在查询编辑器中，运行以下语句，对五项电影评价执行情感分析：

SELECT
  ml_generate_text_result['candidates'][0]['content'] AS generated_text,
  * EXCEPT (ml_generate_text_result)
FROM
  ML.GENERATE_TEXT(
    MODEL `bqml_tutorial.gemini_model`,
    (
      SELECT
        CONCAT(
          'perform sentiment analysis on the following text, return one the following categories: positive, negative: ',
          review) AS prompt,
        *
      FROM
        `bigquery-public-data.imdb.reviews`
      LIMIT 5
    ),
    STRUCT(
      0.2 AS temperature,
      100 AS max_output_tokens));

输出类似于以下内容，为清楚起见，省略了非生成的列：

+--------------------------------------------+-------------------------+----------------------------+-----+
| generated_text                             | ml_generate_text_status | prompt                     | ... |
+--------------------------------------------+-------------------------+----------------------------+-----+
| {"parts":[{"text":"## Sentiment Analysis:  |                         | perform sentiment analysis |     |
| Negative \n\nThis text expresses a         |                         | on the following text,     |     |
| strongly negative sentiment towards the    |                         | return one the following   |     |
| movie.
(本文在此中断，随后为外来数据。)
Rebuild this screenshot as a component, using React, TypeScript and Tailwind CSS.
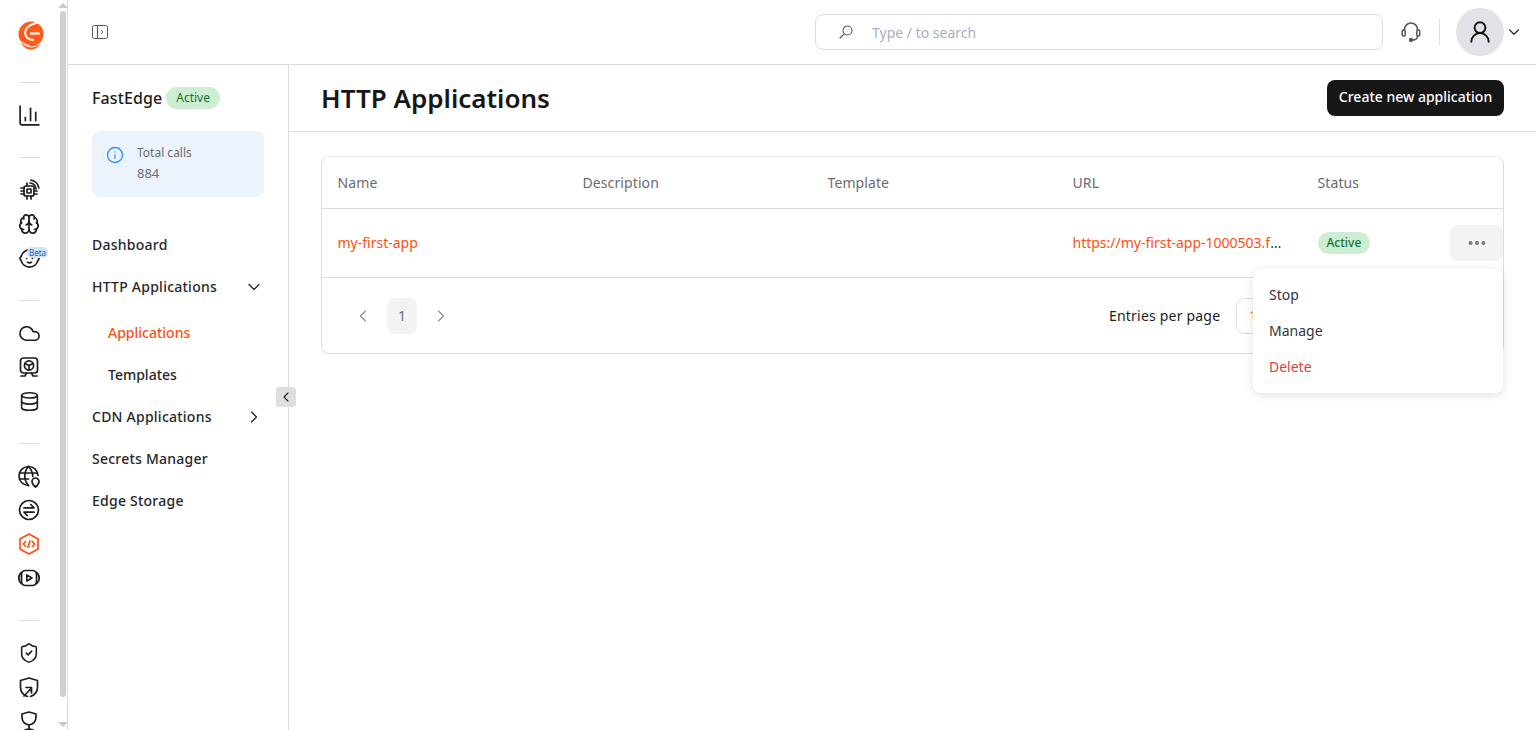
import React from "react";
import { Baby, Brain, ChartColumn, ChevronDown, ChevronLeft, ChevronRight, Cloud, Database, Ellipsis, Info, ShieldCheck, UserRound } from "lucide-react";

const S = ({ children, cls = "text-[#1d1d1f]" }: { children: React.ReactNode; cls?: string }) => (
  <svg viewBox="0 0 24 24" width="24" height="24" fill="none" stroke="currentColor" strokeWidth="1.7" strokeLinecap="round" strokeLinejoin="round" className={cls}>
    {children}
  </svg>
);

const Chip = () => (
  <S>
    <rect x="7" y="8" width="10" height="10" rx="2" />
    <rect x="10" y="11" width="4" height="4" rx="0.6" />
    <path d="M4 10h3M4 13h3M4 16h3M17 13h3M17 16h3M10 18v3M14 18v3M10 5v3" />
    <path d="M13 5a6 6 0 0 1 6 6M14 2.200A9 9 0 0 1 21.800 10" />
  </S>
);
const WheelMonitor = () => (
  <S>
    <rect x="3.500" y="3" width="17" height="15" rx="3" />
    <circle cx="12" cy="10.500" r="4.600" />
    <path d="M12 10.500v4.500M12 10.500 8 8.500M12 10.500l4-2M4 21h4l1.500-3M20 21h-4l-1.500-3" />
  </S>
);
const GlobePin = () => (
  <S>
    <path d="M21 11.500a9.500 9.500 0 1 0-9.500 10" />
    <path d="M2.500 9h18M2.500 15h9M11.500 2.500c-5 5.500-5 13.500 0 19M11.500 2.500c3 3.300 4.300 7 4.300 10" />
    <path d="M18.500 23s-3.500-2.800-3.500-5.500a3.500 3.500 0 0 1 7 0c0 2.700-3.500 5.500-3.500 5.500z" fill="#fff" />
  </S>
);
const Transfer = () => (
  <S>
    <circle cx="12" cy="12" r="9.500" />
    <path d="M7 9.800h10l-3.200-3.300M17 14.200H7l3.200 3.300" />
  </S>
);
const CodeHex = () => (
  <S cls="text-[#ff4f12]">
    <path d="M12 2 21 7v10l-9 5-9-5V7z" />
    <path d="M8.500 9.500 6.500 12l2 2.500M15.500 9.500l2 2.500-2 2.500M13 8.800l-2 6.400" />
  </S>
);
const Video = () => (
  <S>
    <rect x="4.500" y="4.500" width="15" height="15" rx="4" />
    <path d="M4.500 6.500C2.500 8 1.800 10 1.800 12s.7 4 2.700 5.500M19.500 6.500c2 1.500 2.700 3.500 2.700 5.500s-.7 4-2.700 5.500" />
    <path d="M9.800 9v6l5.200-3z" />
  </S>
);
const ShieldArrow = () => (
  <S>
    <path d="M10.500 21.500C6 20 3.500 16.500 3.500 12V5.500L12 3l8.500 2.500V12c0 4.500-2.500 8-7 9.500" />
    <path d="M7 21l7.500-8M9 12.500h5.500V18" />
  </S>
);
const ShieldTree = () => (
  <S>
    <path d="M12 16c-4.500-1-7-3.800-7-8V5l7-2 7 2v3c0 4.200-2.500 7-7 8z" />
    <path d="M12 16v4.500M6.500 22c1.500-1.500 3.500-1.800 5.500-1.800s4 .3 5.500 1.800" />
  </S>
);
const Logo = () => (
  <svg viewBox="0 0 26 30" width="26" height="30" className="ml-[3px]">
    <circle cx="13" cy="14" r="12.500" fill="#ff5a1a" />
    <path d="M3 22c4 6.500 14 7.500 20 1-3 6-9 7.500-13 6.300-3-.9-5.500-3.300-7-7.300z" fill="#ff5a1a" />
    <path d="M3.500 21c2 2.700 5 4 8 4.300" stroke="#fff" strokeWidth="1" fill="none" />
    <path d="M26 2.500C16 1.800 7.500 6 7.200 12.500c-.2 4.700 3.700 7.700 8 7.300" stroke="#fff" strokeWidth="2" fill="none" strokeLinecap="round" />
    <path d="M12 13.500H22" stroke="#fff" strokeWidth="2.200" />
  </svg>
);

const Row = ({ children }: { children: React.ReactNode }) => (
  <div className="relative flex h-[34px] w-full shrink-0 items-center justify-center">{children}</div>
);
const Divider = () => <div className="mt-[25px] mb-[15px] h-px w-5 shrink-0 bg-[#dcdcdc]" />;

const lucideCls = "text-[#1d1d1f]";

function Rail() {
  return (
    <aside className="flex h-[730px] w-[68px] shrink-0 overflow-hidden border-r border-[#dcdcdc]">
      <div className="flex w-[58px] shrink-0 flex-col items-center pt-[13px]">
        <div className="flex h-[44px] shrink-0 items-center justify-center"><Logo /></div>
        <Divider />
        <Row><ChartColumn size={25} strokeWidth={1.600} className={lucideCls} /></Row>
        <Divider />
        <Row><Chip /></Row>
        <Row><Brain size={22} strokeWidth={1.900} className={lucideCls} /></Row>
        <Row>
          <Baby size={23} strokeWidth={1.800} className={lucideCls} />
          <span className="absolute top-[6px] left-[27px] rounded-[5px] bg-[#cfe3fb] px-[2px] text-[8px] leading-[11px] text-[#1f5fa8]">Beta</span>
        </Row>
        <Divider />
        <Row><Cloud size={23} strokeWidth={1.700} className={lucideCls} /></Row>
        <Row><WheelMonitor /></Row>
        <Row><Database size={21} strokeWidth={1.800} className={lucideCls} /></Row>
        <Divider />
        <Row><GlobePin /></Row>
        <Row><Transfer /></Row>
        <Row><CodeHex /></Row>
        <Row><Video /></Row>
        <Divider />
        <Row><ShieldCheck size={22} strokeWidth={1.700} className={lucideCls} /></Row>
        <Row><ShieldArrow /></Row>
        <Row><ShieldTree /></Row>
      </div>
      <div className="flex w-[9px] shrink-0 flex-col items-center">
        <div className="mt-[3px] h-0 w-0 border-x-[5px] border-b-[5px] border-x-transparent border-b-[#c9c8cd]" />
        <div className="mt-[3px] h-[686px] w-[6px] rounded-full bg-[#cfced3]" />
        <div className="mt-[25px] h-0 w-0 border-x-[5px] border-t-[5px] border-x-transparent border-t-[#c9c8cd]" />
      </div>
    </aside>
  );
}

function TopBar() {
  return (
    <header className="flex h-[65px] shrink-0 items-center border-b border-[#dcdcdc] pr-[13px] pl-[24px]">
      <svg viewBox="0 0 16 16" width="16" height="16" fill="none" stroke="#55555a" strokeWidth="1" className="shrink-0">
        <rect x="0.500" y="1.500" width="15" height="13" rx="2" />
        <path d="M5.500 1.500v13M9 6l2 2-2 2" />
      </svg>
      <div className="ml-[707px] flex h-[36px] w-[568px] shrink-0 items-center rounded-lg border border-[#dedee0] pl-[22px]">
        <svg viewBox="0 0 16 16" width="16" height="16" fill="none" stroke="#55555a" strokeWidth="1.100">
          <circle cx="9.500" cy="6.500" r="4.500" />
          <path d="M6.200 9.800 2 14" strokeLinecap="round" />
        </svg>
        <span className="ml-[18px] pt-[2px] text-sm text-[#adadbd]">Type / to search</span>
      </div>
      <svg viewBox="0 0 24 24" width="24" height="24" fill="none" stroke="#55555a" strokeWidth="1.500" className="ml-[16px] shrink-0" strokeLinecap="round">
        <path d="M5.500 11V9.500a6.500 6.500 0 0 1 13 0V11" />
        <rect x="3.200" y="10" width="3" height="6" rx="1.200" fill="#fff" />
        <rect x="17.800" y="10" width="3" height="6" rx="1.200" fill="#fff" />
        <path d="M18.500 16c0 2.500-1.500 4-5 4" />
        <circle cx="12" cy="20" r="1.400" fill="#55555a" />
      </svg>
      <div className="mr-[16px] ml-[16px] h-[26px] w-px shrink-0 bg-[#e0e0e0]" />
      <div className="flex h-12 w-12 shrink-0 items-center justify-center rounded-full bg-[#e4e2e8]">
        <UserRound size={26} strokeWidth={1.800} className="text-[#111]" />
      </div>
      <ChevronDown size={18} strokeWidth={1.500} className="ml-[1px] shrink-0 text-[#222]" />
    </header>
  );
}

function NavItem({ label, icon }: { label: string; icon?: React.ReactNode }) {
  return (
    <div className="flex h-[42px] items-center justify-between pr-[24px] text-sm font-medium tracking-[0.24px] text-[#26262b]">
      <span>{label}</span>
      {icon}
    </div>
  );
}

function Sidebar() {
  return (
    <nav className="relative w-[221px] shrink-0 border-r border-[#dcdcdc] pt-[22px] pl-[24px]">
      <div className="flex h-[22px] items-center gap-[4px]">
        <span className="text-base font-medium tracking-[0.1px] text-[#1d1d1f]">FastEdge</span>
        <span className="rounded-full bg-[#cdeed2] px-[10px] text-xs leading-[22px] text-[#17733b]">Active</span>
      </div>
      <div className="mt-[22px] flex h-[66px] w-[172px] rounded-lg bg-[#ebf3fd] pt-[15px] pl-[14px]">
        <Info size={18} strokeWidth={1.800} className="text-[#2f8fff]" />
        <div className="mt-[1px] ml-[13px] text-[#6b6b70]">
          <div className="text-xs leading-[12px]">Total calls</div>
          <div className="mt-[4px] text-[13px] leading-[20px]">884</div>
        </div>
      </div>
      <div className="mt-[27px]">
        <NavItem label="Dashboard" />
        <NavItem label="HTTP Applications" icon={<ChevronDown size={20} strokeWidth={1.500} />} />
        <div className="mt-[4px] flex h-[42px] items-center pl-4 text-sm font-medium text-[#ff4f12]">Applications</div>
        <div className="flex h-[42px] items-center pl-4 text-sm font-medium text-[#26262b]">Templates</div>
        <NavItem label="CDN Applications" icon={<ChevronRight size={20} strokeWidth={1.500} />} />
        <NavItem label="Secrets Manager" />
        <NavItem label="Edge Storage" />
      </div>
      <button className="absolute top-[322px] left-[208px] flex h-5 w-5 items-center justify-center rounded-[3px] bg-[#dfdfe1]">
        <ChevronLeft size={16} strokeWidth={1.700} className="text-[#222]" />
      </button>
    </nav>
  );
}

const cols = ["Name", "Description", "Template", "URL", "Status"];

function Table() {
  return (
    <div className="relative mx-[32px] mt-[24px] h-[198px] rounded-lg border border-[#dedee0] border-t-[#ececee]">
      <div className="flex h-[52px] items-center overflow-hidden border-b border-[#dedee0] text-sm tracking-[0.1px] text-[#6b6b70]">
        {cols.map((c) => (
          <div key={c} className="w-[245px] shrink-0 pl-[15.5px]">{c}</div>
        ))}
      </div>
      <div className="flex h-[69px] items-center border-b border-[#dedee0] text-sm">
        <div className="w-[735px] shrink-0 pl-[15.5px] text-[#ff4f12]">my-first-app</div>
        <div className="w-[245px] shrink-0 pl-[15.5px]">
          <div className="w-[211px] truncate text-[#1c3a78]"><span className="text-[#ff4f12]">https://my-first-app-1000503.fastedge.app</span></div>
        </div>
        <div className="flex w-[148px] shrink-0 items-center pl-[15.5px]">
          <span className="rounded-full bg-[#cdeed2] px-[9px] text-xs leading-[22px] font-medium text-[#17733b]">Active</span>
        </div>
        <div className="flex h-9 w-[53px] shrink-0 items-center justify-center rounded-lg bg-[#f3f3f4]">
          <Ellipsis size={22} strokeWidth={2.400} className="text-[#77777c]" />
        </div>
      </div>
      <div className="flex h-[75px] items-center pl-[31px] text-sm">
        <ChevronLeft size={20} strokeWidth={1.300} className="text-[#85858c]" />
        <div className="mx-[14px] flex h-9 w-[30px] items-center justify-center rounded-lg bg-[#f3f3f4] text-[#6b6b70]">1</div>
        <ChevronRight size={20} strokeWidth={1.300} className="text-[#85858c]" />
        <span className="ml-[658px] font-normal tracking-[0.2px] text-[#1d1d1f]">Entries per page</span>
        <div className="ml-4 flex h-9 w-[60px] items-center rounded-lg border border-[#dedee0] pl-3 text-[#d08a3a]">10</div>
      </div>
      <div className="absolute top-[112px] right-0 flex h-[124px] w-[250px] flex-col rounded-lg bg-white py-[8px] pl-4 text-sm text-[#35353a] shadow-[0_2px_10px_rgba(0,0,0,0.12)]">
        <div className="flex h-9 items-center">Stop</div>
        <div className="flex h-9 items-center">Manage</div>
        <div className="flex h-9 items-center text-[#e43d3d]">Delete</div>
      </div>
    </div>
  );
}

export default function App() {
  return (
    <div className="flex h-[730px] w-[1536px] overflow-hidden bg-white font-['Noto_Sans','Open_Sans',sans-serif]">
      <Rail />
      <div className="flex min-w-0 flex-1 flex-col">
        <TopBar />
        <div className="flex flex-1">
          <Sidebar />
          <main className="min-w-0 flex-1">
            <div className="flex h-[67px] items-center justify-between border-b border-[#dcdcdc] pr-[32px] pl-[32px]">
              <h1 className="text-[26px] font-semibold text-[#17171a]">HTTP Applications</h1>
              <button className="h-9 w-[177px] rounded-lg bg-[#161616] pb-[2px] text-sm font-medium text-white">Create new application</button>
            </div>
            <Table />
          </main>
        </div>
      </div>
    </div>
  );
}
Here's why:\n\n* **Negative         |                         | negative: I  had to see    |     |
| like \"terribly,\" \"dumb,\" and           |                         | this on the British        |     |
| \"not even\" to describe the acting...     |                         | Airways plane. It was...   |     |
+--------------------------------------------+-------------------------+----------------------------+-----+
| {"parts":[{"text":"## Sentiment Analysis:  |                         | perform sentiment analysis |     |
| Negative \n\nThis review expresses a       |                         | on the following text,     |     |
| predominantly negative sentiment towards   |                         | return one the following   |     |
| the movie \"The Real Howard Spitz.\"       |                         | categories: positive,      |     |
| Here's why:\n\n* **Criticism of the film's |                         | negative: This is a family |     |
| premise:** The reviewer finds it strange   |                         | movie that was broadcast   |     |
| that a film about a children's author...   |                         | on my local ITV station... |     |
+--------------------------------------------+-------------------------+----------------------------+-----+

结果包含执行关键字提取中记录的列。

清理

In the Google Cloud console, go to the Manage resources page.
Go to Manage resources
In the project list, select the project that you want to delete, and then click Delete.
In the dialog, type the project ID, and then click Shut down to delete the project.